Like Maggie, I also found myself a bit surprised both at the size of the task that Brock, Kvasny, and Kayla Hales set to take on in their paper. The permutations of their analyses – using cultural capital, technical capital, and Black feminist theory discourses – alongside three different forms – seemed limiting in such a small space. Deep readings and extrapolations to other instances, not just in response to the discourse following the Helena Andrew’s article, felt like there was much left to be desired. I do think they opened up an important door to thinking about the emergent spaces in which the deficit models of minority information are upset is an important intervention. However, what I would have liked to have seen them grapple with more, is what happens when stock characters are created, and when capitalist forms of ICT cloud subaltern struggles.


Americannah is the perfect text to explore these questions because, firstly, it engages the question of opening up online spaces for shared experiences through Ifemelu, but also, because Chimamnda Ngozi Adichie, has become such an essential in both literary and popular discourse.

 

To the first point, I think the importance of online spaces that support Brock, et al’s claim, that “articulation of cultural touchpoints promoting a more diverse set of beliefs will raise ICT participation rates” (1057) is extremely well-exemplified when Ifemelu tries to fix her hair falling out. Curt doesn’t understand or take her sadness seriously, and so she texts Wambui. “Wambui’s reply came minutes later: Go online. HappilyKinkyNappy.com It’s this natural hair community. You’ll find inspiration” (259). What’s telling about this passage is not just what we learn a few pages later – that Wambui is right, and that this website has, for Ifemelu conversations, ideas, recommendations, etc., on how to think about and cope with her hair – but the swiftness of Wambui’s response. Not only does this online world of conversational productivity exist for women unrepresented in mainstream beauty magazines, but Wambui’s ready knowledge and sharing of it indicates that this is a space in which these conversations are already established. Of course Curt, and pretty much all white people, would have no idea that conversations related to black women’s hair would exist, undercutting the notion that various underserved populations are accessing the virtues of the open web (Brock, et al 1041).

 

However, as Maggie points out, Ifemelu, who we know participates in this online world, passes up an opportunity to make money from her blogging. Because this online world has become so embedded in the spirit of capitalism – when bloggers get a certain amount of visits, or action on their websites, they can turn a profit – we also have to consider how capital can be diverted.

 

Perhaps I think this through Adichie as a figure because of an article that popped up, of course, on my twitter account just a few days ago. In April Sisonke Msimang’s post on Africa is a Country entitled “All your faves are problematic: A brief history of Chimamanda Ngozi Adichie, stanning and the trap of #blackgirlmagic” (http://africasacountry.com/2017/04/all-your-faves-are-problematic-a-brief-history-of-chimamanda-ngozi-adichie-stanning-and-the-trap-of-blackgirlmagic/)

 

The post is basically about Adichie’s rise to extreme fame and the implications of when one person gains such a high level of (cultural and technical) capital that they stand in to be overly representative. Adichie has become, many argue, something of a spokesperson on issues regarding race, feminism, and conceptions of Africa, throughout the years, despite having what many agree are some problematic views (particularly surrounding an issue of an insensitive statement she made about trans-women. While of course alternative online spaces proliferate around such a figure, question of subaltern status must emerge here. This may be a bit controversial and I’ll just leave this here but I do think Adichie is a very particular figure, undoubtedly the most famous we’ve read this semester, but we should be thinking about what gaining a certain level of cultural, technical and economical capital means in the context of this week’s readings.

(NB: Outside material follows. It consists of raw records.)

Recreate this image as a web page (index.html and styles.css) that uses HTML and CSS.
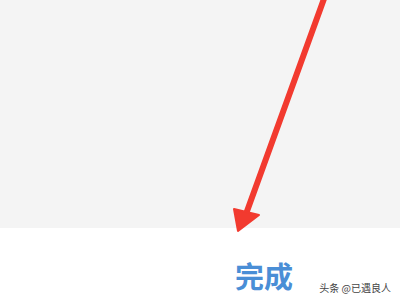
FILE: index.html
```html
<!DOCTYPE html>
<html>
<head>
<meta charset="utf-8">
<link rel="stylesheet" href="styles.css">
</head>
<body>
<div class="screen">
  <div class="content"></div>
  <div class="footer">
    <span class="done">完成</span>
  </div>
  <svg class="arrow" width="400" height="300" viewBox="0 0 400 300">
    <line x1="325" y1="-4" x2="246" y2="214" stroke="#f23a2f" stroke-width="6" stroke-linecap="round"/>
    <polygon points="238,231 234,209 259,215" fill="#f23a2f" stroke="#f23a2f" stroke-width="2" stroke-linejoin="round"/>
  </svg>
  <div class="watermark">头条 @已遇良人</div>
</div>
</body>
</html>
```
FILE: styles.css
```css
html, body {
  margin: 0;
  padding: 0;
  background: #ffffff;
}
.screen {
  position: relative;
  width: 400px;
  height: 300px;
  overflow: hidden;
  display: flex;
  flex-direction: column;
  font-family: "Noto Sans CJK SC", "Noto Sans", sans-serif;
}
.content {
  height: 228px;
  background: #f4f4f4;
}
.footer {
  flex: 1;
  background: #ffffff;
  padding: 33px 0 0 235px;
}
.done {
  display: block;
  font-size: 29px;
  line-height: 29px;
  font-weight: 700;
  color: #4a8ed6;
}
.arrow {
  position: absolute;
  left: 0;
  top: 0;
}
.watermark {
  position: absolute;
  right: 9px;
  bottom: 6px;
  font-size: 10px;
  line-height: 12px;
  color: #444444;
}
```
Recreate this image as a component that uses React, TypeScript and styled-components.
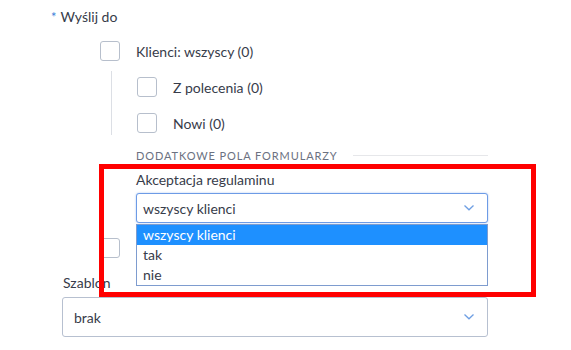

Posting on Behalf of Andrew

Microaggressions: Straightforward or Oblique?

Caroline Levine’s article on Americanah presents Ifemelu and Obinze as two characters who learn to defamiliarize themselves from the dishonest and hypocritical social (infra)structures around them. What I’m wondering about, though, is how our own reading practices of a novel like Americanah may prevent us from fully engaging with the de-familiarizing experiences of Ifemelu and Obinze, especially if we haven’t shared those experiences ourselves.

In the first half of the book, Ifemelu experiences a number of disconcerting microaggressions in America. A white guy with dreadlocks tells her on the train that race no longer matters as a social issue; Ifemelu’s first roommates give her snide racialized comments about Africa; the carpet cleaner is hostile when he thinks Ifemelu is the owner of the house she’s babysitting at. In our previous class we talked about the perceived dubiousness or unreliability of microaggressions (i.e. the recipient of a microaggression casting doubt on their own perception), but the point of these racial incidents in Americanah seems to be that they are actually rather egregious: a liberal, reasonably socially aware reader of these passages is in some ways prompted to feel a kind of “shock” or at least a disapproval of what happened, seeing the incident ‘through Ifemelu’s eyes’ as opposed to the oblivious microaggressor. Might the white liberal reader who never experiences microaggressions be trained through this reading experience into a kind of defamiliarization? Or does this reader, in keeping with the unreliable perception of microaggressions, rather cast doubt on Ifemelu’s perception or on perhaps the reliability of the novel itself? I can see a situation where the reader thinks, “These microaggressions are so stereotypical that of course Adichie would put them all into the life of one person so that she can make her point; but we also think it is improbable for someone to experience this level or amount of microaggression within the given time span”).

This kind of reading casts doubt precisely on the “plain language” Adichie uses for her descriptions, associating straightforwardness with a “selectivity” of realist information that distributes attention and resources unequally, in line with Susan Stewart’s critique of realism (Levine, 4). I suppose the suspicion of microaggression could work in line with a Eurocentric modernist reading practice that eschews plain language but likewise fails to defamiliarize readers from deadening habits of ‘color-blind’ perception.

I do realize that I may be invoking this counter-reading without basis, but I also think it is worth bringing up because Adichie’s realism feels in some ways so familiar to us that, from the perspective of modernism, “stereotypes” like microaggressions abound, and as ‘modernist readers’ we are supposed to recognize this stereotypicality and either “make something new” from it (in the traditional modernist sense) or make a performance of it (a la Flarf and conceptual poetry, for example).